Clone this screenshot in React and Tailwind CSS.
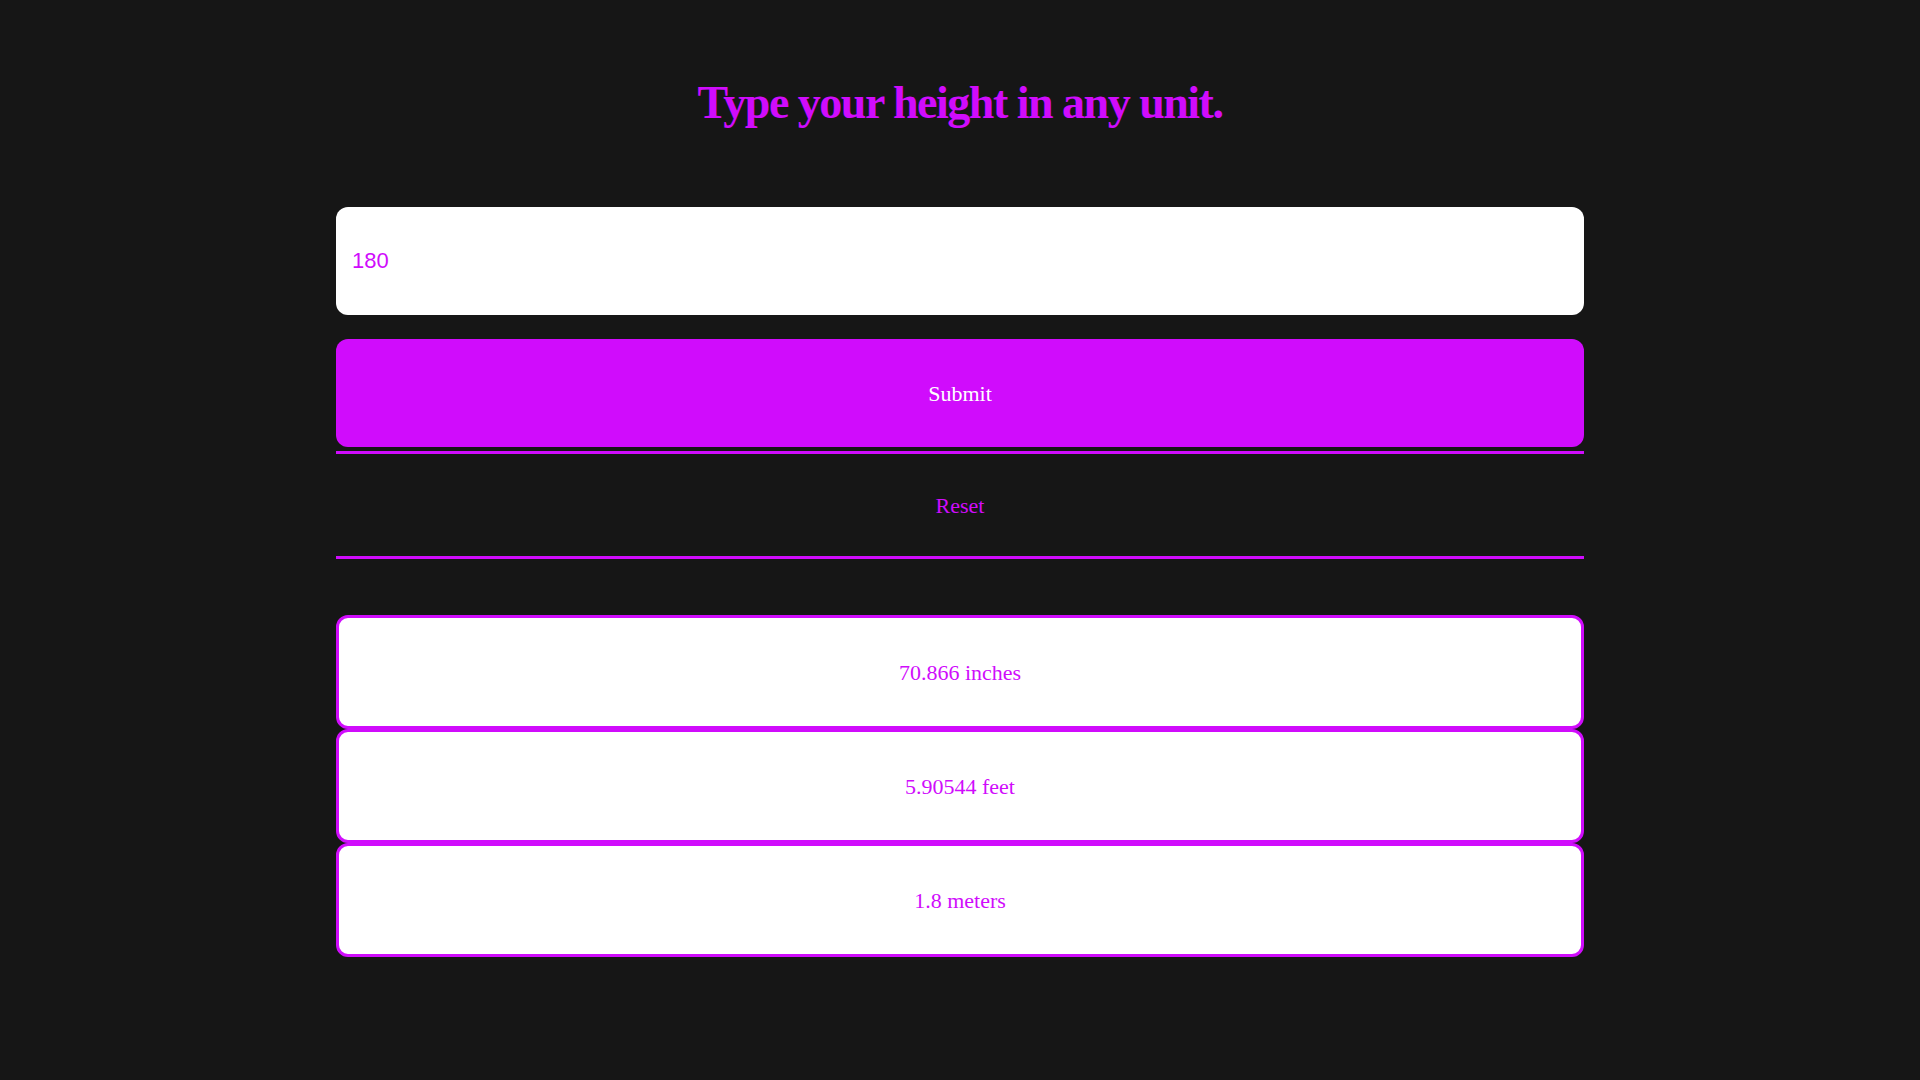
import React from "react";

const serif = "font-['Liberation_Serif','DejaVu_Serif',serif]";

export default function App() {
  const results = ["70.866 inches", "5.90544 feet", "1.8 meters"];
  return (
    <div className="min-h-screen bg-[#161616] pt-[80px] pb-[120px]">
      <h1
        className={`${serif} text-center text-[46px] leading-[46px] font-bold tracking-[-1.5px] text-[#d00cfc]`}
      >
        Type your height in any unit.
      </h1>
      <div className="mx-auto mt-[81px] flex w-[1248px] flex-col">
        <input
          readOnly
          value="180"
          className="h-[108px] rounded-[12px] bg-white px-4 font-['Liberation_Sans',Arial,sans-serif] text-[22px] text-[#d00cfc] outline-none"
        />
        <button
          className={`${serif} mt-6 h-[108px] rounded-[12px] bg-[#d00cfc] text-[22px] text-white`}
        >
          Submit
        </button>
        <button
          className={`${serif} mt-1 h-[108px] border-y-[3px] border-[#d00cfc] bg-transparent text-[22px] text-[#d00cfc]`}
        >
          Reset
        </button>
        <div className="mt-[56px] flex flex-col">
          {results.map((r) => (
            <div
              key={r}
              className={`${serif} flex h-[114px] items-center justify-center rounded-[12px] border-[3px] border-[#d00cfc] bg-white text-[22px] text-[#d00cfc]`}
            >
              {r}
            </div>
          ))}
        </div>
      </div>
    </div>
  );
}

Task to carry out => The listing above needs to be output again exactly. Don't include the pictures.

Answer to this exercise =>
Clone this screenshot in React and Tailwind CSS.
import React from "react";

const serif = "font-['Liberation_Serif','DejaVu_Serif',serif]";

export default function App() {
  const results = ["70.866 inches", "5.90544 feet", "1.8 meters"];
  return (
    <div className="min-h-screen bg-[#161616] pt-[80px] pb-[120px]">
      <h1
        className={`${serif} text-center text-[46px] leading-[46px] font-bold tracking-[-1.5px] text-[#d00cfc]`}
      >
        Type your height in any unit.
      </h1>
      <div className="mx-auto mt-[81px] flex w-[1248px] flex-col">
        <input
          readOnly
          value="180"
          className="h-[108px] rounded-[12px] bg-white px-4 font-['Liberation_Sans',Arial,sans-serif] text-[22px] text-[#d00cfc] outline-none"
        />
        <button
          className={`${serif} mt-6 h-[108px] rounded-[12px] bg-[#d00cfc] text-[22px] text-white`}
        >
          Submit
        </button>
        <button
          className={`${serif} mt-1 h-[108px] border-y-[3px] border-[#d00cfc] bg-transparent text-[22px] text-[#d00cfc]`}
        >
          Reset
        </button>
        <div className="mt-[56px] flex flex-col">
          {results.map((r) => (
            <div
              key={r}
              className={`${serif} flex h-[114px] items-center justify-center rounded-[12px] border-[3px] border-[#d00cfc] bg-white text-[22px] text-[#d00cfc]`}
            >
              {r}
            </div>
          ))}
        </div>
      </div>
    </div>
  );
}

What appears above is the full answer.